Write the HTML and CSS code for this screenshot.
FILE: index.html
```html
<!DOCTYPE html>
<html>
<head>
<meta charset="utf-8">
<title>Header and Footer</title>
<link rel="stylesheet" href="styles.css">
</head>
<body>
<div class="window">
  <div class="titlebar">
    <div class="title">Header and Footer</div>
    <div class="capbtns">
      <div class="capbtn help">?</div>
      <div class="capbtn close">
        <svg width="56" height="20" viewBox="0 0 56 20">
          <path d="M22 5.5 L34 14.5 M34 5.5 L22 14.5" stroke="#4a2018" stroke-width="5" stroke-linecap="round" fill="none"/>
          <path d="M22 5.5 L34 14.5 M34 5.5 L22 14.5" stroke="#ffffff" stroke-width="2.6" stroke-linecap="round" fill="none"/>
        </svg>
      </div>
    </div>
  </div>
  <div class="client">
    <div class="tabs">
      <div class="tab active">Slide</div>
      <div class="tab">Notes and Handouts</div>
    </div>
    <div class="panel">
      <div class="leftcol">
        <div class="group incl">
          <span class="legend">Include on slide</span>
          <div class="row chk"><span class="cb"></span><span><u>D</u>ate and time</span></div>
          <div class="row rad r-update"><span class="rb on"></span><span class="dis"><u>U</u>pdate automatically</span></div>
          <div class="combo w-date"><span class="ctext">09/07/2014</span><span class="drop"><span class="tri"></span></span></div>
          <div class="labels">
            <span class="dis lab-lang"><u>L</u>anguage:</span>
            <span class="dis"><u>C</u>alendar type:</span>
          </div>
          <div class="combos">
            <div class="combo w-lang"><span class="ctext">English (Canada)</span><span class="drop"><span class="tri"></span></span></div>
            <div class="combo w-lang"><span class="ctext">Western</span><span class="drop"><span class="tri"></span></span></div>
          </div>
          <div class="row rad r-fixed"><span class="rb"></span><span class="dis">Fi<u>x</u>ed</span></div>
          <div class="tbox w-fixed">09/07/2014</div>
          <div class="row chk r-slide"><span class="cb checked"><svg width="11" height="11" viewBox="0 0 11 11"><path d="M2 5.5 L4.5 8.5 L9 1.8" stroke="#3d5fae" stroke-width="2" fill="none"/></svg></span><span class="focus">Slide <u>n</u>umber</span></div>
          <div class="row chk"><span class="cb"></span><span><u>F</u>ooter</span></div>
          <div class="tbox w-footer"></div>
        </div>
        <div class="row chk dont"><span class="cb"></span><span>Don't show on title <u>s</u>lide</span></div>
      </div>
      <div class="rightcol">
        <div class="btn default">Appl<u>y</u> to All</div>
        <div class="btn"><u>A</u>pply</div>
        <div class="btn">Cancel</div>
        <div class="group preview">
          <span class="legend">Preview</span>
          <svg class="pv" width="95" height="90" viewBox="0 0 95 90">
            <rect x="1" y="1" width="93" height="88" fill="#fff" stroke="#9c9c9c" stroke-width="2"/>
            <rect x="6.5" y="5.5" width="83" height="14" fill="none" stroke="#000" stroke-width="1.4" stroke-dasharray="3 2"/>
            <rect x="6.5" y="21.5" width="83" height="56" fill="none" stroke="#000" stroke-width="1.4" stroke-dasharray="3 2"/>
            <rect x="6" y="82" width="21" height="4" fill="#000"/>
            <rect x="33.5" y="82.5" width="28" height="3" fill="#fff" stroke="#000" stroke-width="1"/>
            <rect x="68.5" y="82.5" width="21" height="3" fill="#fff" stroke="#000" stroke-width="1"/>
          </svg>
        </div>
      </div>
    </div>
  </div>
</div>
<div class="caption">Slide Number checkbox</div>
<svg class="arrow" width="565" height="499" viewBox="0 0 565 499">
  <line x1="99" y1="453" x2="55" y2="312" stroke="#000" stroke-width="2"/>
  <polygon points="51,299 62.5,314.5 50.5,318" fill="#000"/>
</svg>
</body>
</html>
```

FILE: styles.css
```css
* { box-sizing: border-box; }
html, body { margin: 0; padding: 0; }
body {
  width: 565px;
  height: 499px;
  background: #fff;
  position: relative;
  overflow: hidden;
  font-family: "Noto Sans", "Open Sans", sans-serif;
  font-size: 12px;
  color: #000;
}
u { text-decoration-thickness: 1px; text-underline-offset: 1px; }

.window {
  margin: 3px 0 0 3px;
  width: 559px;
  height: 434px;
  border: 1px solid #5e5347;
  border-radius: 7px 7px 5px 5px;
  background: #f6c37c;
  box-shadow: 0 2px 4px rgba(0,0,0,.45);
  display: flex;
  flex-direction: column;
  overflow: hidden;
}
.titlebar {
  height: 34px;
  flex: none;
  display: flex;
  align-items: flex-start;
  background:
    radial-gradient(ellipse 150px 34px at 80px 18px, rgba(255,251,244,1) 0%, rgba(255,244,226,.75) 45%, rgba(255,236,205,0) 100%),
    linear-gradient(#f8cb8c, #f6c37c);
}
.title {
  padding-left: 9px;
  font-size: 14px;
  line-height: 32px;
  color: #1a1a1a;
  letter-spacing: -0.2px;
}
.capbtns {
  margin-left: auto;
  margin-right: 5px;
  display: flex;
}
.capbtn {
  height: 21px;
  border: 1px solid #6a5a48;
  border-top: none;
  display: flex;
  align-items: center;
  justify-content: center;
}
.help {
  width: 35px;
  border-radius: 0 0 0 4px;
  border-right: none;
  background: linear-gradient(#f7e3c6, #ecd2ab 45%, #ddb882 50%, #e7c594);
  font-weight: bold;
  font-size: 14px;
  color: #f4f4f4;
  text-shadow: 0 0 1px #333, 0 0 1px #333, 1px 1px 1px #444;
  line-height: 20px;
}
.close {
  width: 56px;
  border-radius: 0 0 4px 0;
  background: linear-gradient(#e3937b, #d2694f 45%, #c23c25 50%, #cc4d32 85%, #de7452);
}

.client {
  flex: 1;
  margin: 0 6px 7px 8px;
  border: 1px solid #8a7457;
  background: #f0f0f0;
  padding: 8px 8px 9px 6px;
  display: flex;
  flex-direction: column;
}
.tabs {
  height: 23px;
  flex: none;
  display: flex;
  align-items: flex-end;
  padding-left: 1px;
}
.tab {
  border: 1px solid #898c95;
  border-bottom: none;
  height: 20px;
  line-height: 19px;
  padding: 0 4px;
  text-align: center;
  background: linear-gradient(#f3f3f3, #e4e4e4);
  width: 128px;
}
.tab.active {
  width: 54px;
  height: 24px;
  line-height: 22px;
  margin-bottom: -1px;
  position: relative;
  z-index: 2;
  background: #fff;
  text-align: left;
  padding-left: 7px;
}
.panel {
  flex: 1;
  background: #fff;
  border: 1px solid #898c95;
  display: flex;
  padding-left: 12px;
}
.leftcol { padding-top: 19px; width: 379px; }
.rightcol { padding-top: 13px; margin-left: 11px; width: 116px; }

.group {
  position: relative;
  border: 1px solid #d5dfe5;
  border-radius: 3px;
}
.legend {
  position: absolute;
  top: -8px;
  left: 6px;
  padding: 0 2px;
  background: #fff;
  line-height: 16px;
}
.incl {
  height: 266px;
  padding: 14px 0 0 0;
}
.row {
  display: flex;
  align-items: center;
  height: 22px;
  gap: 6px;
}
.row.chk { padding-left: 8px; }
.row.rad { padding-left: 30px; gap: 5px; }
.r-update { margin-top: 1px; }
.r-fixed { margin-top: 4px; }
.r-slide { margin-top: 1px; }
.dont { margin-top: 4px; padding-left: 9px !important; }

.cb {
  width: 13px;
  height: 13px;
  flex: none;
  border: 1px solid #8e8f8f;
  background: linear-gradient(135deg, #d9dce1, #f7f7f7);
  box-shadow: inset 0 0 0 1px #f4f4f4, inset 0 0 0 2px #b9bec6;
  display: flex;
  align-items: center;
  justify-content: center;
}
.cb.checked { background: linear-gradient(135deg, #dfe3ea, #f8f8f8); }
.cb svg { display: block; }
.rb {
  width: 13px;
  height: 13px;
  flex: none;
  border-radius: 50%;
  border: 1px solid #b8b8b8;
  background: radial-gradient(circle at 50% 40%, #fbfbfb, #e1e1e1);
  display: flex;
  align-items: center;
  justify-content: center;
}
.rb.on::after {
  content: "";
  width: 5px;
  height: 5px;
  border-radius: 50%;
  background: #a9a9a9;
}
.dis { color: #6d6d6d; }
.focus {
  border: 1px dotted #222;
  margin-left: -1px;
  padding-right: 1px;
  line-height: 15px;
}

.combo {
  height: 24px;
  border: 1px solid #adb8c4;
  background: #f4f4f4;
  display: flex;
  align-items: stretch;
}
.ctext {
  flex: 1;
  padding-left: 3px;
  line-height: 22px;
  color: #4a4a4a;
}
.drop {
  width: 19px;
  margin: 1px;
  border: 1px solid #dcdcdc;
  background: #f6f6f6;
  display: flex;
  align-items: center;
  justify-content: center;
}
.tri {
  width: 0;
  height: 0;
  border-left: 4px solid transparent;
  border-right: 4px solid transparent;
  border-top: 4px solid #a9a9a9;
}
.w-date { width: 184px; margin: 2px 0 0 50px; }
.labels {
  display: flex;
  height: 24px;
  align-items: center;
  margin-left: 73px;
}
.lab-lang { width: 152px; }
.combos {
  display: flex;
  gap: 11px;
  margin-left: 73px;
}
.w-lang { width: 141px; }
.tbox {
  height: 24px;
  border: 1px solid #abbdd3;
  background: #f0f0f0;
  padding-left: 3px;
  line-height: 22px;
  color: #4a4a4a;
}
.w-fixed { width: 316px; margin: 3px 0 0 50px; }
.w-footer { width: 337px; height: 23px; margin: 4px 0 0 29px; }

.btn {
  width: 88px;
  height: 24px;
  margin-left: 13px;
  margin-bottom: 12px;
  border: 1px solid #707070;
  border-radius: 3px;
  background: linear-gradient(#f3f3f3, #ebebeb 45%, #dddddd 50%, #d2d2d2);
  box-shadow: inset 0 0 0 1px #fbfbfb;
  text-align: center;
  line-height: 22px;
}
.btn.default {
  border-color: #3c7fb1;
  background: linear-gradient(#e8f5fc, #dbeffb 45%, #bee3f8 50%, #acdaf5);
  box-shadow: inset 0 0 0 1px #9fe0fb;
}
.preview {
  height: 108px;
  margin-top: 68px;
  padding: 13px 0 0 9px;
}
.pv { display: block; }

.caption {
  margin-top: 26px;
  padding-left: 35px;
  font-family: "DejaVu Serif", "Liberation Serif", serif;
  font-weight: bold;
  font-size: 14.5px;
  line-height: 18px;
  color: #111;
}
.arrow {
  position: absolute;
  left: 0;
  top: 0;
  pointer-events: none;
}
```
********
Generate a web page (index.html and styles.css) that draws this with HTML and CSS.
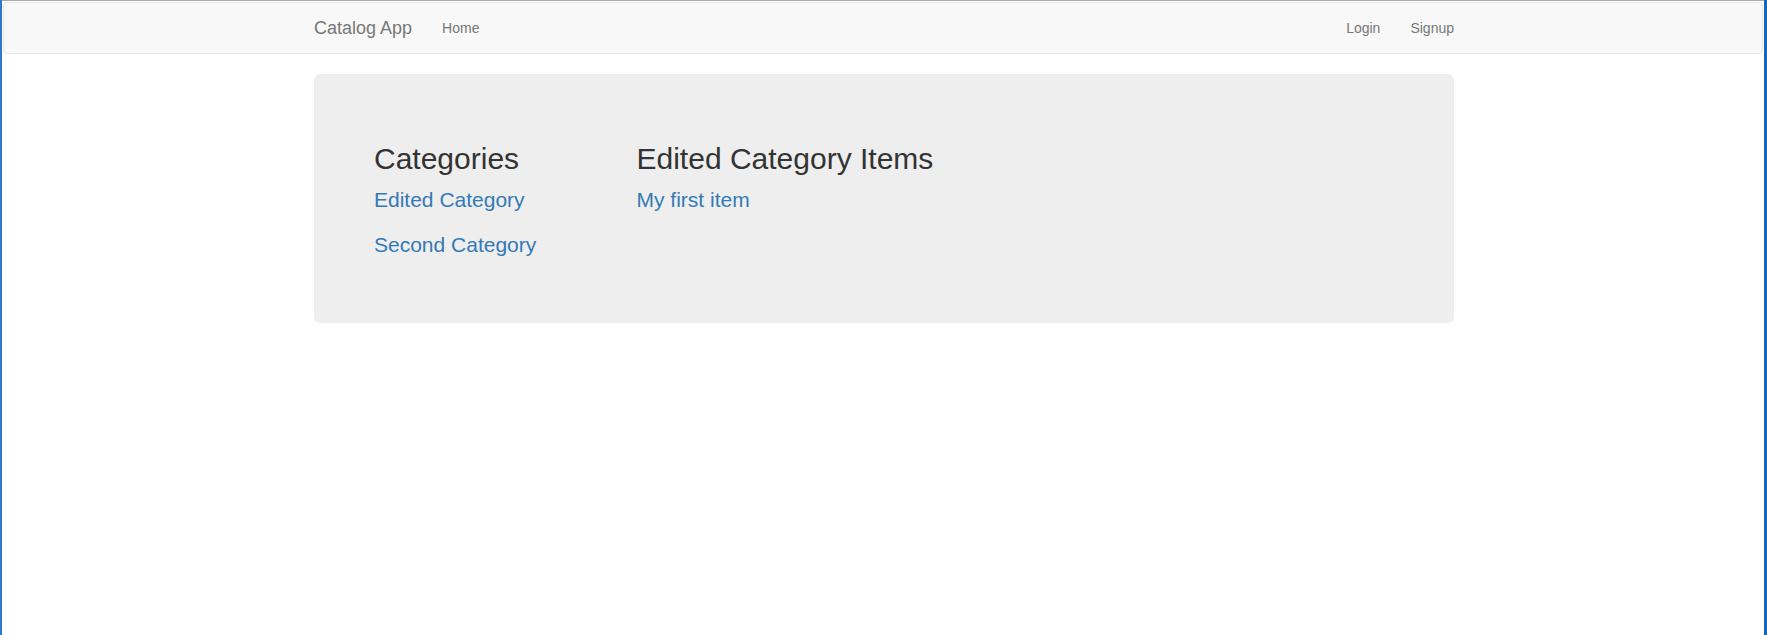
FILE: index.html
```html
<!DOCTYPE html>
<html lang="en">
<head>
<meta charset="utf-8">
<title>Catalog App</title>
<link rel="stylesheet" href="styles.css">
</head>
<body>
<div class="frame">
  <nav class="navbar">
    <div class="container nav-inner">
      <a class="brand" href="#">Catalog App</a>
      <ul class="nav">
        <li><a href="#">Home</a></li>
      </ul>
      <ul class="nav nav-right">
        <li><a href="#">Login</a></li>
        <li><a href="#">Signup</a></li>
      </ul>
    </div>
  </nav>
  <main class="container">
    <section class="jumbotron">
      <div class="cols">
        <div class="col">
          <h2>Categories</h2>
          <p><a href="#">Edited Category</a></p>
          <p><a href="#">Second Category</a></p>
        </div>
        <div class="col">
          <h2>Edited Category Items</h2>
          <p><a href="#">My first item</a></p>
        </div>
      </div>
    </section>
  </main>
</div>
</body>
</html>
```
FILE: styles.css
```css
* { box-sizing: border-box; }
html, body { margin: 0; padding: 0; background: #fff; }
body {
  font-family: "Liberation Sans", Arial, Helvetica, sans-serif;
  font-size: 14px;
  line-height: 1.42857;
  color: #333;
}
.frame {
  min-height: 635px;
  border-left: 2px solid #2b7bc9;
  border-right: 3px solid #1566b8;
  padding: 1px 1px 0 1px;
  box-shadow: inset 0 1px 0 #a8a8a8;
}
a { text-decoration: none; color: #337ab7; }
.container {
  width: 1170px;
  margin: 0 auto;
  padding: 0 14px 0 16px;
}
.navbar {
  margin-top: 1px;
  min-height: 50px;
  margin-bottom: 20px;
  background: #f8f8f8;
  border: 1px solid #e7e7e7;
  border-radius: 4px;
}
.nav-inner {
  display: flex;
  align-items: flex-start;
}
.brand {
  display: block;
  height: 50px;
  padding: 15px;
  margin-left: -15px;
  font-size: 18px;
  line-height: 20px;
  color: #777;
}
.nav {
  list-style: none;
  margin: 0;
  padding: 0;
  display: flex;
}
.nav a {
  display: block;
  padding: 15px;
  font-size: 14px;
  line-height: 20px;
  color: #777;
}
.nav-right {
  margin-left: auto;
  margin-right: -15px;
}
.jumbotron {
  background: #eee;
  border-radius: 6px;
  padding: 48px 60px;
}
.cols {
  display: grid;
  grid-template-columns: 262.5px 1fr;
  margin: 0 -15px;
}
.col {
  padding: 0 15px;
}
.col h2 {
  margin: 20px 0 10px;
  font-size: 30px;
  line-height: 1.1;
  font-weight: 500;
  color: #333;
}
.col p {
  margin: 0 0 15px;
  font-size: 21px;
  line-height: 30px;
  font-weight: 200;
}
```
********
■ **SET TASK**
Search the listing for the word "this". Copy every line in which it occurs.

■ **ANSWER TO THE TASK**
Write the HTML and CSS code for this screenshot.
Generate a web page (index.html and styles.css) that draws this with HTML and CSS.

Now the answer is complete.